EIN: Les synergies en matière de R&D sont, selon Veolia, primordiales pour le développement international. Or, les deux majors français maitrisent chacun, peu ou prou, l’ensemble des technologies actuellement disponibles en matière de traitement de l’eau. L’opération projetée aura-t-elle, selon vous des conséquences au niveau technique et en matière de savoir-faire ? Peut-on parler de complémentarité à ce niveau entre les deux majors ?

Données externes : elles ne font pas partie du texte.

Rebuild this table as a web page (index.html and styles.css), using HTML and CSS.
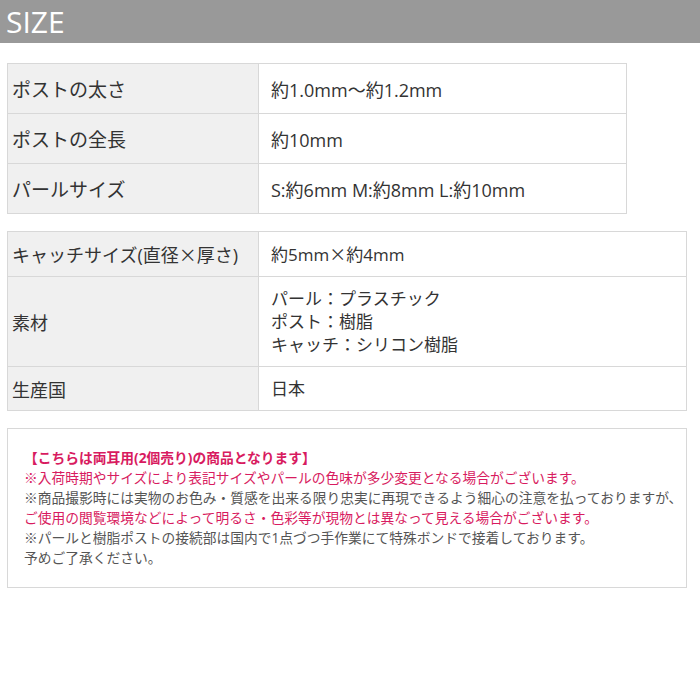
FILE: index.html
```html
<!DOCTYPE html>
<html lang="ja">
<head>
    <meta charset="UTF-8">
    <meta name="viewport" content="width=device-width, initial-scale=1.0">
    <title>SIZE</title>
    <link rel="stylesheet" href="styles.css">
</head>
<body>
    <h1 class="title">SIZE</h1>

    <div class="content">
        <table class="spec spec-main">
            <tr>
                <th>ポストの太さ</th>
                <td>約1.0mm～約1.2mm</td>
            </tr>
            <tr>
                <th>ポストの全長</th>
                <td>約10mm</td>
            </tr>
            <tr>
                <th>パールサイズ</th>
                <td>S:約6mm M:約8mm L:約10mm</td>
            </tr>
        </table>

        <table class="spec spec-sub">
            <tr class="row-catch">
                <th>キャッチサイズ(直径<span class="jp">×</span>厚さ)</th>
                <td>約5mm<span class="jp">×</span>約4mm</td>
            </tr>
            <tr class="row-material">
                <th>素材</th>
                <td>パール：プラスチック<br>ポスト：樹脂<br>キャッチ：シリコン樹脂</td>
            </tr>
            <tr class="row-origin">
                <th>生産国</th>
                <td>日本</td>
            </tr>
        </table>

        <div class="notes">
            <p class="accent">【こちらは両耳用(2個売り)の商品となります】</p>
            <p class="accent">※入荷時期やサイズにより表記サイズやパールの色味が多少変更となる場合がございます。</p>
            <p>※商品撮影時には実物のお色み・質感を出来る限り忠実に再現できるよう細心の注意を払っておりますが、</p>
            <p class="accent">ご使用の閲覧環境などによって明るさ・色彩等が現物とは異なって見える場合がございます。</p>
            <p>※パールと樹脂ポストの接続部は国内で1点づつ手作業にて特殊ボンドで接着しております。</p>
            <p>予めご了承ください。</p>
        </div>
    </div>
</body>
</html>
```

FILE: styles.css
```css
body {
    margin: 0;
    background-color: #fff;
    color: #333;
    font-family: "Open Sans", "Noto Sans CJK JP", sans-serif;
}

.jp {
    font-family: "Noto Sans CJK JP", sans-serif;
}

.title {
    margin: 0;
    height: 43px;
    padding-left: 6px;
    background-color: #999;
    color: #fff;
    font-size: 30px;
    font-weight: normal;
    line-height: 43px;
}

.content {
    padding: 0 7px;
}

.spec {
    border-collapse: collapse;
    table-layout: fixed;
}

.spec th,
.spec td {
    border: 1px solid #d8d8d8;
    text-align: left;
    vertical-align: middle;
    font-weight: normal;
}

.spec th {
    width: 251px;
    padding: 0 0 0 4px;
    background-color: #f0f0f0;
    box-sizing: border-box;
}

.spec td {
    padding: 0 0 0 12px;
    background-color: #fff;
}

.spec-main {
    width: 620px;
    margin-top: 20px;
}

.spec-main th {
    height: 50px;
    font-size: 19px;
}

.spec-main td {
    font-size: 18px;
}

.spec-sub {
    width: 680px;
    margin-top: 17px;
}

.spec-sub th {
    font-size: 18px;
}

.spec-sub td {
    font-size: 17px;
    line-height: 23px;
}

.row-catch th {
    height: 45px;
}

.row-material th {
    height: 90px;
}

.row-origin th {
    height: 44px;
}

.notes {
    margin-top: 17px;
    width: 680px;
    box-sizing: border-box;
    padding: 19px 18px 19px 16px;
    border: 1px solid #d8d8d8;
    font-size: 13.75px;
    line-height: 20px;
    color: #555;
}

.notes p {
    margin: 0;
    white-space: nowrap;
}

.notes .accent {
    color: #d81b60;
}

.notes .accent:first-child {
    font-weight: bold;
}
```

L.D : Je pense effectivement que, sur le plan technologique, à l’international, les effets d’échelle de cette fusion seront positifs. Mais en qualité d’observateur, il me semble que face à l’ampleur des réactions que suscitent le modèle de l’entreprise privée par rapport à celui de la gestion publique, il serait nécessaire dans le cadre de cette opération de se remettre en question sur la gouvernance et sur les modèles de gestion.

EIN: Les tâtonnements de l’exécutif vis à vis de cette opération inquiètent un certain nombre d’observateurs du secteur et alimentent le sentiment selon lequel le secteur de l’eau et plus généralement la politique de l’eau, ne figureraient pas parmi les priorités du gouvernement. Qu’en pensez-vous ?

L.D : Il apparaît malheureusement que le secteur de l’eau n’est pas une priorité du plan de relance. Pourtant, le dérèglement climatique rend les épisodes de sécheresse et de crues de plus en plus menaçants. Le grand et le petit cycle de l’eau sont concernés. L’urgence écologique passe par la sécurisation de nos ressources en eau, susceptible de créer de nombreux emplois.